There is nobody without needs even the wealthiest people in the world could still be in need though they may have all they wanted in life and may not even know they need something. Needs are often beyond our immediate grasp that is why they are needs anyways. In the First Reading (Exo.16:2-4, 12-15), we see the people Israel expressing their need for food, but they do so in a very nasty way by grumbling against Moses and Aaron who represent God
In their desperate need for food, they wished they could stay back in the bondage of Egypt where they had enough to eat. The people of Israel forgot the mighty deed of God on their behalf as their need for food shielded them from remembering that the one who divided the red sea and brought them to safety could also supply their need. God responds to their grumbling by providing them with a menu which consists of bread (manna) and meat (quails).

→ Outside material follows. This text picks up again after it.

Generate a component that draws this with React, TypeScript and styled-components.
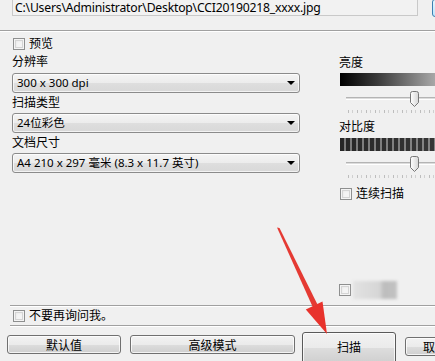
import React from 'react'
import styled, { createGlobalStyle } from 'styled-components'

const GlobalStyle = createGlobalStyle`
  body {
    margin: 0;
    background: #f0f0f0;
  }
`

const Window = styled.div`
  position: relative;
  width: 435px;
  height: 361px;
  overflow: hidden;
  background: #f0f0f0;
  color: #000000;
  font-family: 'Noto Sans', 'Noto Sans CJK SC', sans-serif;
  font-size: 12px;
  display: flex;
  flex-direction: column;
`

const PathRow = styled.div`
  display: flex;
  align-items: flex-start;
  height: 30px;
  padding-left: 12px;
  flex-shrink: 0;
`
const PathField = styled.div`
  flex-shrink: 0;
  width: 402px;
  height: 15px;
  margin-top: -1px;
  border: 1px solid #c9c9c9;
  border-top-color: #b5b5b5;
  background: #f2f2f2;
  padding-left: 2px;
  line-height: 15px;
  font-size: 12.2px;
  letter-spacing: -0.2px;
  white-space: nowrap;
  overflow: hidden;
`
const BrowseButton = styled.div`
  flex-shrink: 0;
  width: 30px;
  height: 16px;
  margin-top: -1px;
  margin-left: 14px;
  border: 1px solid #3c7fb1;
  border-radius: 3px;
  background: linear-gradient(#e8f5fc, #bee6fd);
`

const Divider = styled.div<{ $indent?: number }>`
  flex-shrink: 0;
  height: 0;
  margin-left: ${(p) => p.$indent ?? 0}px;
  border-top: 1px solid #a0a0a0;
  border-bottom: 1px solid #ffffff;
`

const Main = styled.div`
  display: flex;
  height: 273px;
  padding-left: 12px;
  flex-shrink: 0;
`
const LeftCol = styled.div`
  width: 288px;
  display: flex;
  flex-direction: column;
  flex-shrink: 0;
`
const RightCol = styled.div`
  width: 150px;
  margin-left: 39px;
  display: flex;
  flex-direction: column;
  flex-shrink: 0;
`

const CheckRow = styled.label<{ $top?: number }>`
  display: flex;
  align-items: center;
  gap: 4px;
  height: 14px;
  margin-top: ${(p) => p.$top ?? 0}px;
  padding-left: 1px;
  line-height: 14px;
`
const CheckBox = styled.span`
  width: 10px;
  height: 10px;
  border: 1px solid #8e8f8f;
  background: #f4f4f4;
  box-shadow: inset 0 0 0 1px #f4f4f4, inset 0 0 0 2px #d4d4d4,
    inset 1px 1px 3px #cfcfcf;
  flex-shrink: 0;
`

const Label = styled.div<{ $h?: number; $top?: number }>`
  height: ${(p) => p.$h ?? 20}px;
  line-height: ${(p) => p.$h ?? 20}px;
  margin-top: ${(p) => p.$top ?? 0}px;
`

const Select = styled.div`
  position: relative;
  height: 18px;
  border: 1px solid #8b8b8b;
  border-radius: 3px;
  background: linear-gradient(#f4f4f4 0%, #ececec 50%, #dedede 51%, #d8d8d8 100%);
  box-shadow: inset 0 0 0 1px rgba(255, 255, 255, 0.7);
  padding-left: 4px;
  line-height: 18px;
  font-size: 11.5px;
  white-space: nowrap;
`
const SelectArrow = styled.span`
  position: absolute;
  right: 4px;
  top: 7px;
  width: 0;
  height: 0;
  border-left: 4px solid transparent;
  border-right: 4px solid transparent;
  border-top: 4px solid #000000;
`

const ToneBar = styled.div<{ $kind: 'gradient' | 'stripes' }>`
  height: 13px;
  margin-left: 1px;
  background: ${(p) =>
    p.$kind === 'gradient'
      ? 'linear-gradient(90deg, #000000 0%, #3a3a3a 25%, #a8a8a8 64%, #ffffff 100%)'
      : 'linear-gradient(90deg, rgba(255,255,255,0) 0%, rgba(255,255,255,0.12) 100%), repeating-linear-gradient(90deg, #262626 0 4px, #7a7a7a 4px 6px)'};
`
const BarGap = styled.div`
  height: 1px;
`

const SliderBox = styled.div`
  position: relative;
  height: 31px;
`
const SliderTrack = styled.div`
  position: absolute;
  left: 7px;
  right: 0;
  top: 11px;
  height: 1px;
  border-top: 1px solid #b4b4b4;
  border-bottom: 1px solid #ffffff;
  background: #dcdcdc;
`
const SliderTicks = styled.div`
  position: absolute;
  left: 9px;
  right: 0;
  top: 24px;
  height: 3px;
  background: repeating-linear-gradient(
    90deg,
    #bdbdbd 0 1px,
    transparent 1px 4px,
    #d0d0d0 4px 5px,
    transparent 5px 9px
  );
`
const ThumbWrap = styled.div`
  position: absolute;
  left: 70px;
  top: 5px;
  width: 11px;
  height: 17px;
`

const Thumb = () => (
  <ThumbWrap>
    <svg width="11" height="17" viewBox="0 0 11 17">
      <defs>
        <linearGradient id="thumbFill" x1="0" y1="0" x2="1" y2="0">
          <stop offset="0" stopColor="#ffffff" />
          <stop offset="1" stopColor="#d6d6d6" />
        </linearGradient>
      </defs>
      <path
        d="M1.5 2.5 Q1.5 0.5 3.5 0.5 H7.5 Q9.5 0.5 9.5 2.5 V11.5 L5.5 15.5 L1.5 11.5 Z"
        fill="url(#thumbFill)"
        stroke="#777777"
      />
    </svg>
  </ThumbWrap>
)

const Slider = () => (
  <SliderBox>
    <SliderTrack />
    <SliderTicks />
    <Thumb />
  </SliderBox>
)

const HiddenOption = styled.div`
  display: flex;
  align-items: center;
  gap: 2px;
  height: 20px;
  margin-top: auto;
  margin-bottom: 5px;
`
const Smudge = styled.div`
  width: 44px;
  height: 18px;
  background: linear-gradient(90deg, #e2e2e2 0%, #d6d6d6 60%, #bdbdbd 70%, #c2c2c2 100%);
  filter: blur(1.5px);
`

const Footer = styled.div`
  display: flex;
  flex-direction: column;
  flex-shrink: 0;
`
const FooterCheck = styled.div`
  height: 18px;
  padding-left: 12px;
  display: flex;
  align-items: center;
`

const ButtonRow = styled.div`
  display: flex;
  align-items: flex-start;
  height: 35px;
  padding-left: 7px;
`
const Button = styled.div<{ $w: number; $top: number; $h?: number; $gap?: number; $primary?: boolean }>`
  flex-shrink: 0;
  width: ${(p) => p.$w}px;
  height: ${(p) => p.$h ?? 19}px;
  margin-top: ${(p) => p.$top}px;
  margin-left: ${(p) => p.$gap ?? 0}px;
  border: 1px solid ${(p) => (p.$primary ? '#5a5a5a' : '#707070')};
  border-radius: 3px;
  background: linear-gradient(#f2f2f2 0%, #ebebeb 50%, #dddddd 51%, #cfcfcf 100%);
  box-shadow: inset 0 0 0 1px rgba(255, 255, 255, 0.75);
  display: flex;
  justify-content: center;
  padding-top: ${(p) => (p.$primary ? 6 : 1)}px;
  box-sizing: border-box;
  line-height: 17px;
  font-size: 12px;
  white-space: nowrap;
`

const ArrowLayer = styled.svg`
  position: absolute;
  left: 0;
  top: 0;
  pointer-events: none;
`

const RedArrow = () => (
  <ArrowLayer width="435" height="361" viewBox="0 0 435 361">
    <polygon
      points="277,227.5 279.5,228 317.5,304.5 312.5,306.5"
      fill="#e53a33"
    />
    <polygon points="327,334 322.5,301.5 305.8,309.5" fill="#e8322c" />
  </ArrowLayer>
)

export default function App() {
  return (
    <>
      <GlobalStyle />
      <Window>
        <PathRow>
          <PathField>C:\Users\Administrator\Desktop\CCI20190218_xxxx.jpg</PathField>
          <BrowseButton />
        </PathRow>
        <Divider />
        <Main>
          <LeftCol>
            <CheckRow $top={5}>
              <CheckBox />
              预览
            </CheckRow>
            <Label $h={22}>分辨率</Label>
            <Select>
              300 x 300 dpi
              <SelectArrow />
            </Select>
            <Label>扫描类型</Label>
            <Select>
              24位彩色
              <SelectArrow />
            </Select>
            <Label>文档尺寸</Label>
            <Select>
              A4 210 x 297 毫米 (8.3 x 11.7 英寸)
              <SelectArrow />
            </Select>
          </LeftCol>
          <RightCol>
            <Label $top={21}>亮度</Label>
            <ToneBar $kind="gradient" />
            <Slider />
            <Label>对比度</Label>
            <BarGap />
            <ToneBar $kind="stripes" />
            <Slider />
            <CheckRow $top={5}>
              <CheckBox />
              连续扫描
            </CheckRow>
            <HiddenOption>
              <CheckBox />
              <Smudge />
            </HiddenOption>
          </RightCol>
        </Main>
        <Footer>
          <Divider $indent={10} />
          <FooterCheck>
            <CheckRow>
              <CheckBox />
              不要再询问我。
            </CheckRow>
          </FooterCheck>
          <Divider $indent={10} />
          <ButtonRow>
            <Button $w={114} $top={8}>默认值</Button>
            <Button $w={165} $top={8} $gap={9}>高级模式</Button>
            <Button $w={94} $top={5} $h={32} $gap={7} $primary>扫描</Button>
            <Button $w={60} $top={10} $gap={9}>取消</Button>
          </ButtonRow>
        </Footer>
        <RedArrow />
      </Window>
    </>
  )
}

Are we not often like the people of Israel, quick to complain about our current struggles while forgetting the great successes we receive from God. Often, we see the challenges but have no faith in the chances. We see the darkness of the night but have no confidence in the sunlight of the dawn.
Last Sunday our Lord Jesus Christ multiplied five barley loaves of bread and two fish to feed more than five thousand people. In the Gospel of today (6:24-35), those who enjoyed the meal the previous day and more came searching for Jesus Christ. It was a desperate search as they hired boats to get to the other side of the sea of Capernaum to make sure they get him.
The people were looking for Jesus because they wanted more bread. There is always a motivation for every action. On the 16th Sunday of this liturgical year, we encountered people who were searching for Jesus Christ because of their hunger for spiritual shepherding. This Sunday, the search changes to the quest for a miracle and correctly, they wanted more multiplication of bread.
Our Lord tries to redirect their minds by telling them to work for the food that endures forever not the one that perishes. The instruction implies that they should expend the same time and energy to search for the eternal food instead of the one that would fill the stomach for a short time. The people were bent on getting bread for the moment, and they insist for a sign while quoting the miracle of the manna in the desert.
Most of us represent these miracle searchers as we continuously search for short-term fixes and immediate answers to current challenges; we seem to think less about eternal life which should be the greatest miracle in the final analysis of our earthly lives. Most people who attend prayer houses and run after men and women of God are searching for miracles and not for God. We are living in a world where people prefer signs to the real thing. The multiplication of the five barley loaves and two fish is a sign that God can increase and enlarge us if we put out trust in him.
We should not restrict our search for God to our bodily needs but to the wellbeing of our souls. A renewed way of searching for God would emerge when we put away the old self and put on the new self as St. Paul indicated in the Second Reading (Eph. 4:17, 20-24).
As we march into a new week, may we pay more attention to eternal values than temporary satisfaction. Those who had enough to eat became hungry the following day. God is still in the business of supplying all our needs (Phil 4:19). He knows what we need even before we ask (Matt. 6:8). We should, therefore, search for God not because we are in need but because we need Him, and He knows the end from the beginning (Isaiah 46:10).
May God bless you as you search for the eternal food and place your faith in God without grumbling against God over your temporal needs. Have a beautiful week ahead.